### Stored data
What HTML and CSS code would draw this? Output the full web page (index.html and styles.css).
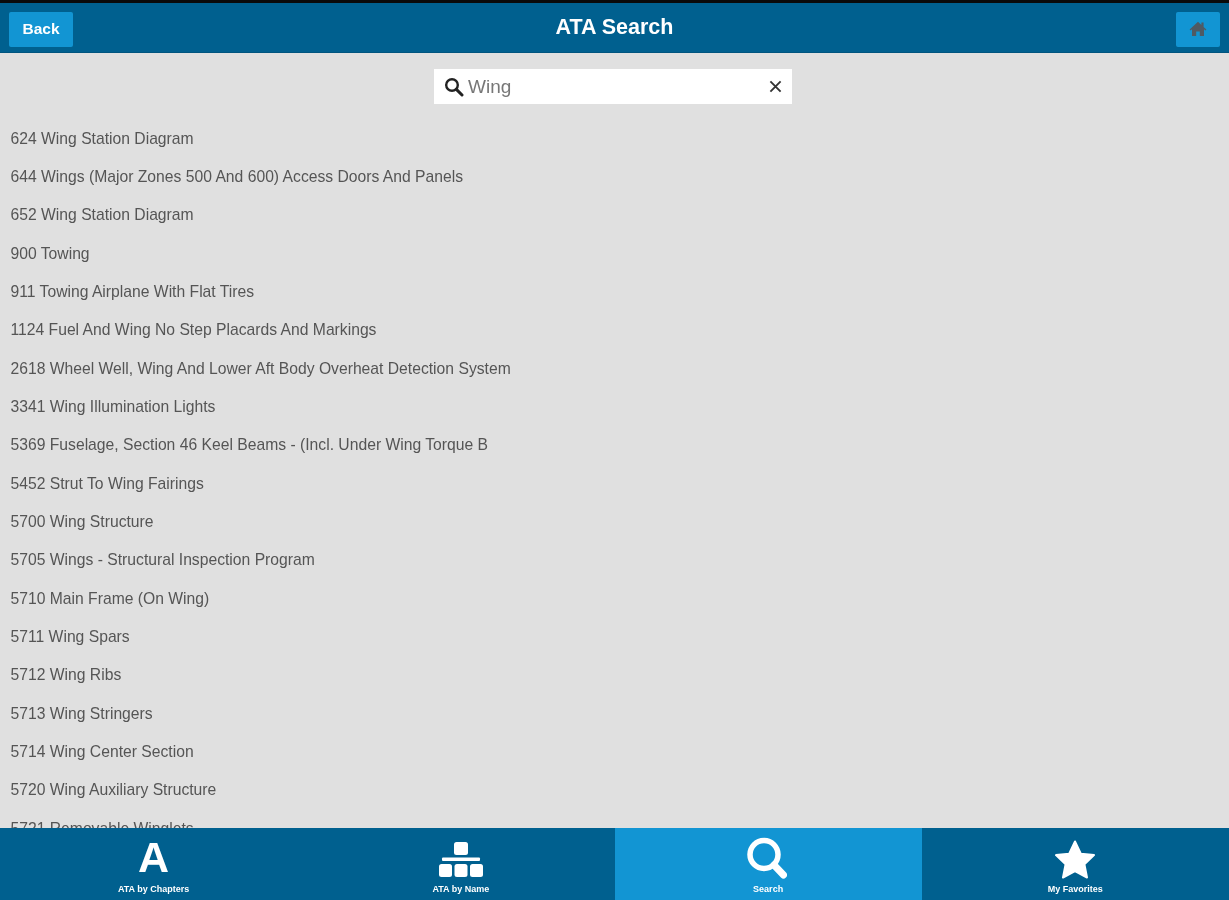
FILE: index.html
```html
<!DOCTYPE html>
<html lang="en">
<head>
<meta charset="utf-8">
<title>ATA Search</title>
<link rel="stylesheet" href="styles.css">
</head>
<body>
<div class="app">
  <header class="topbar">
    <a class="btn btn-back">Back</a>
    <h1 class="title">ATA Search</h1>
    <a class="btn btn-home" aria-label="Home">
      <svg class="home-icon" viewBox="0 0 18 16"><path d="M9 .8 0.6 8.4 1.6 9.4 3 8.2V15H7.2V10.6H10.8V15H15V8.2L16.4 9.4 17.4 8.4 14.6 5.9V1.6H12.4V3.9Z"/></svg>
    </a>
  </header>
  <div class="searchwrap">
    <div class="searchbox">
      <svg class="s-icon" viewBox="0 0 20 20"><circle cx="8" cy="8" r="5.8" fill="none" stroke="#222" stroke-width="2.4"/><path d="M12.4 12.4 18 18" stroke="#222" stroke-width="3" stroke-linecap="round"/></svg>
      <span class="s-text">Wing</span>
      <svg class="s-clear" viewBox="0 0 14 14"><path d="M1.5 1.5 12.5 12.5M12.5 1.5 1.5 12.5" stroke="#333" stroke-width="2"/></svg>
    </div>
  </div>
  <ul class="list">
    <li>624 Wing Station Diagram</li>
    <li>644 Wings (Major Zones 500 And 600) Access Doors And Panels</li>
    <li>652 Wing Station Diagram</li>
    <li>900 Towing</li>
    <li>911 Towing Airplane With Flat Tires</li>
    <li>1124 Fuel And Wing No Step Placards And Markings</li>
    <li>2618 Wheel Well, Wing And Lower Aft Body Overheat Detection System</li>
    <li>3341 Wing Illumination Lights</li>
    <li>5369 Fuselage, Section 46 Keel Beams - (Incl. Under Wing Torque B</li>
    <li>5452 Strut To Wing Fairings</li>
    <li>5700 Wing Structure</li>
    <li>5705 Wings - Structural Inspection Program</li>
    <li>5710 Main Frame (On Wing)</li>
    <li>5711 Wing Spars</li>
    <li>5712 Wing Ribs</li>
    <li>5713 Wing Stringers</li>
    <li>5714 Wing Center Section</li>
    <li>5720 Wing Auxiliary Structure</li>
    <li>5721 Removable Winglets</li>
  </ul>
  <nav class="tabbar">
    <a class="tab">
      <span class="tab-a">A</span>
      <span class="tab-label">ATA by Chapters</span>
    </a>
    <a class="tab">
      <svg class="tab-icon tab-icon-org" viewBox="0 0 44 36"><rect x="15" y="0" width="14" height="13" rx="2.5"/><rect x="3" y="15.5" width="38" height="3.5" rx="1"/><rect x="0" y="22" width="13" height="13" rx="2.5"/><rect x="15.5" y="22" width="13" height="13" rx="2.5"/><rect x="31" y="22" width="13" height="13" rx="2.5"/></svg>
      <span class="tab-label">ATA by Name</span>
    </a>
    <a class="tab tab-active">
      <svg class="tab-icon" viewBox="0 0 44 42"><circle cx="18" cy="16.5" r="14" fill="none" stroke="#fff" stroke-width="5.5"/><path d="M28 27 37.5 37" stroke="#fff" stroke-width="7" stroke-linecap="round"/></svg>
      <span class="tab-label">Search</span>
    </a>
    <a class="tab">
      <svg class="tab-icon" viewBox="0 0 44 42"><path d="M22 3.5 27.8 15.7 41 17.1 31.4 26.3 34 39.5 22 33.1 10 39.5 12.6 26.3 3 17.1 16.2 15.7Z" stroke="#fff" stroke-width="2" stroke-linejoin="round"/></svg>
      <span class="tab-label">My Favorites</span>
    </a>
  </nav>
</div>
</body>
</html>
```
FILE: styles.css
```css
* { box-sizing: border-box; }
html, body { margin: 0; padding: 0; }
body { font-family: "Liberation Sans", Arial, sans-serif; background: #e0e0e0; }
.app { display: flex; flex-direction: column; height: 900px; overflow: hidden; }

.topbar {
  flex: none; height: 53px; display: grid; grid-template-columns: 1fr auto 1fr; align-items: center;
  background: #00608f; border-top: 3px solid #0a0a0a; border-bottom: 1px solid #00557f;
  padding: 0 9px;
}
.btn { display: flex; align-items: center; justify-content: center; height: 35px; background: #1295d3; border-radius: 2px; color: #fff; margin-top: 3px; filter: blur(0.4px); }
.btn-back { width: 64px; font-size: 15.5px; font-weight: 700; }
.btn-home { width: 44px; justify-self: end; }
.home-icon { width: 18px; height: 16px; fill: #4f5a63; }
.title { margin: 0; color: #fff; font-size: 21.5px; font-weight: 700; filter: blur(0.4px); }

.searchwrap { flex: none; display: flex; justify-content: center; padding: 16px 3px 0 0; }
.searchbox { width: 358px; height: 35px; background: #fff; display: flex; align-items: center; padding: 0 10px; }
.s-icon { width: 20px; height: 20px; flex: none; filter: blur(0.3px); }
.s-text { flex: 1; margin-left: 4px; font-size: 19px; color: #777; filter: blur(0.5px); }
.s-clear { width: 13px; height: 13px; flex: none; filter: blur(0.3px); }

.list { flex: 1; min-height: 0; overflow: hidden; list-style: none; margin: 0; padding: 15.6px 0 0 10.5px; }
.list li { height: 38.35px; line-height: 38.35px; font-size: 15.7px; color: #555; white-space: nowrap; filter: blur(0.55px); }

.tabbar { flex: none; height: 72px; display: grid; grid-template-columns: repeat(4, 1fr); background: #00608f; }
.tab { display: flex; flex-direction: column; align-items: center; justify-content: flex-end; padding-bottom: 4px; color: #fff; }
.tab-active { background: #1295d3; }
.tab-a { font-size: 43px; line-height: 42px; font-weight: 700; height: 42px; margin-bottom: 2px; filter: blur(0.4px); }
.tab-icon { width: 44px; height: 42px; fill: #fff; filter: blur(0.4px); overflow: visible; }
.tab-icon-org { height: 36px; margin: 5px 0 2px; }
.tab-label { font-size: 9px; line-height: 14px; font-weight: 700; margin-top: 2px; filter: blur(0.5px); }
```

### Exercise goal
The listing above must be printed again exactly, minus its pictures.

### Answer for the task
What HTML and CSS code would draw this? Output the full web page (index.html and styles.css).
FILE: index.html
```html
<!DOCTYPE html>
<html lang="en">
<head>
<meta charset="utf-8">
<title>ATA Search</title>
<link rel="stylesheet" href="styles.css">
</head>
<body>
<div class="app">
  <header class="topbar">
    <a class="btn btn-back">Back</a>
    <h1 class="title">ATA Search</h1>
    <a class="btn btn-home" aria-label="Home">
      <svg class="home-icon" viewBox="0 0 18 16"><path d="M9 .8 0.6 8.4 1.6 9.4 3 8.2V15H7.2V10.6H10.8V15H15V8.2L16.4 9.4 17.4 8.4 14.6 5.9V1.6H12.4V3.9Z"/></svg>
    </a>
  </header>
  <div class="searchwrap">
    <div class="searchbox">
      <svg class="s-icon" viewBox="0 0 20 20"><circle cx="8" cy="8" r="5.8" fill="none" stroke="#222" stroke-width="2.4"/><path d="M12.4 12.4 18 18" stroke="#222" stroke-width="3" stroke-linecap="round"/></svg>
      <span class="s-text">Wing</span>
      <svg class="s-clear" viewBox="0 0 14 14"><path d="M1.5 1.5 12.5 12.5M12.5 1.5 1.5 12.5" stroke="#333" stroke-width="2"/></svg>
    </div>
  </div>
  <ul class="list">
    <li>624 Wing Station Diagram</li>
    <li>644 Wings (Major Zones 500 And 600) Access Doors And Panels</li>
    <li>652 Wing Station Diagram</li>
    <li>900 Towing</li>
    <li>911 Towing Airplane With Flat Tires</li>
    <li>1124 Fuel And Wing No Step Placards And Markings</li>
    <li>2618 Wheel Well, Wing And Lower Aft Body Overheat Detection System</li>
    <li>3341 Wing Illumination Lights</li>
    <li>5369 Fuselage, Section 46 Keel Beams - (Incl. Under Wing Torque B</li>
    <li>5452 Strut To Wing Fairings</li>
    <li>5700 Wing Structure</li>
    <li>5705 Wings - Structural Inspection Program</li>
    <li>5710 Main Frame (On Wing)</li>
    <li>5711 Wing Spars</li>
    <li>5712 Wing Ribs</li>
    <li>5713 Wing Stringers</li>
    <li>5714 Wing Center Section</li>
    <li>5720 Wing Auxiliary Structure</li>
    <li>5721 Removable Winglets</li>
  </ul>
  <nav class="tabbar">
    <a class="tab">
      <span class="tab-a">A</span>
      <span class="tab-label">ATA by Chapters</span>
    </a>
    <a class="tab">
      <svg class="tab-icon tab-icon-org" viewBox="0 0 44 36"><rect x="15" y="0" width="14" height="13" rx="2.5"/><rect x="3" y="15.5" width="38" height="3.5" rx="1"/><rect x="0" y="22" width="13" height="13" rx="2.5"/><rect x="15.5" y="22" width="13" height="13" rx="2.5"/><rect x="31" y="22" width="13" height="13" rx="2.5"/></svg>
      <span class="tab-label">ATA by Name</span>
    </a>
    <a class="tab tab-active">
      <svg class="tab-icon" viewBox="0 0 44 42"><circle cx="18" cy="16.5" r="14" fill="none" stroke="#fff" stroke-width="5.5"/><path d="M28 27 37.5 37" stroke="#fff" stroke-width="7" stroke-linecap="round"/></svg>
      <span class="tab-label">Search</span>
    </a>
    <a class="tab">
      <svg class="tab-icon" viewBox="0 0 44 42"><path d="M22 3.5 27.8 15.7 41 17.1 31.4 26.3 34 39.5 22 33.1 10 39.5 12.6 26.3 3 17.1 16.2 15.7Z" stroke="#fff" stroke-width="2" stroke-linejoin="round"/></svg>
      <span class="tab-label">My Favorites</span>
    </a>
  </nav>
</div>
</body>
</html>
```
FILE: styles.css
```css
* { box-sizing: border-box; }
html, body { margin: 0; padding: 0; }
body { font-family: "Liberation Sans", Arial, sans-serif; background: #e0e0e0; }
.app { display: flex; flex-direction: column; height: 900px; overflow: hidden; }

.topbar {
  flex: none; height: 53px; display: grid; grid-template-columns: 1fr auto 1fr; align-items: center;
  background: #00608f; border-top: 3px solid #0a0a0a; border-bottom: 1px solid #00557f;
  padding: 0 9px;
}
.btn { display: flex; align-items: center; justify-content: center; height: 35px; background: #1295d3; border-radius: 2px; color: #fff; margin-top: 3px; filter: blur(0.4px); }
.btn-back { width: 64px; font-size: 15.5px; font-weight: 700; }
.btn-home { width: 44px; justify-self: end; }
.home-icon { width: 18px; height: 16px; fill: #4f5a63; }
.title { margin: 0; color: #fff; font-size: 21.5px; font-weight: 700; filter: blur(0.4px); }

.searchwrap { flex: none; display: flex; justify-content: center; padding: 16px 3px 0 0; }
.searchbox { width: 358px; height: 35px; background: #fff; display: flex; align-items: center; padding: 0 10px; }
.s-icon { width: 20px; height: 20px; flex: none; filter: blur(0.3px); }
.s-text { flex: 1; margin-left: 4px; font-size: 19px; color: #777; filter: blur(0.5px); }
.s-clear { width: 13px; height: 13px; flex: none; filter: blur(0.3px); }

.list { flex: 1; min-height: 0; overflow: hidden; list-style: none; margin: 0; padding: 15.6px 0 0 10.5px; }
.list li { height: 38.35px; line-height: 38.35px; font-size: 15.7px; color: #555; white-space: nowrap; filter: blur(0.55px); }

.tabbar { flex: none; height: 72px; display: grid; grid-template-columns: repeat(4, 1fr); background: #00608f; }
.tab { display: flex; flex-direction: column; align-items: center; justify-content: flex-end; padding-bottom: 4px; color: #fff; }
.tab-active { background: #1295d3; }
.tab-a { font-size: 43px; line-height: 42px; font-weight: 700; height: 42px; margin-bottom: 2px; filter: blur(0.4px); }
.tab-icon { width: 44px; height: 42px; fill: #fff; filter: blur(0.4px); overflow: visible; }
.tab-icon-org { height: 36px; margin: 5px 0 2px; }
.tab-label { font-size: 9px; line-height: 14px; font-weight: 700; margin-top: 2px; filter: blur(0.5px); }
```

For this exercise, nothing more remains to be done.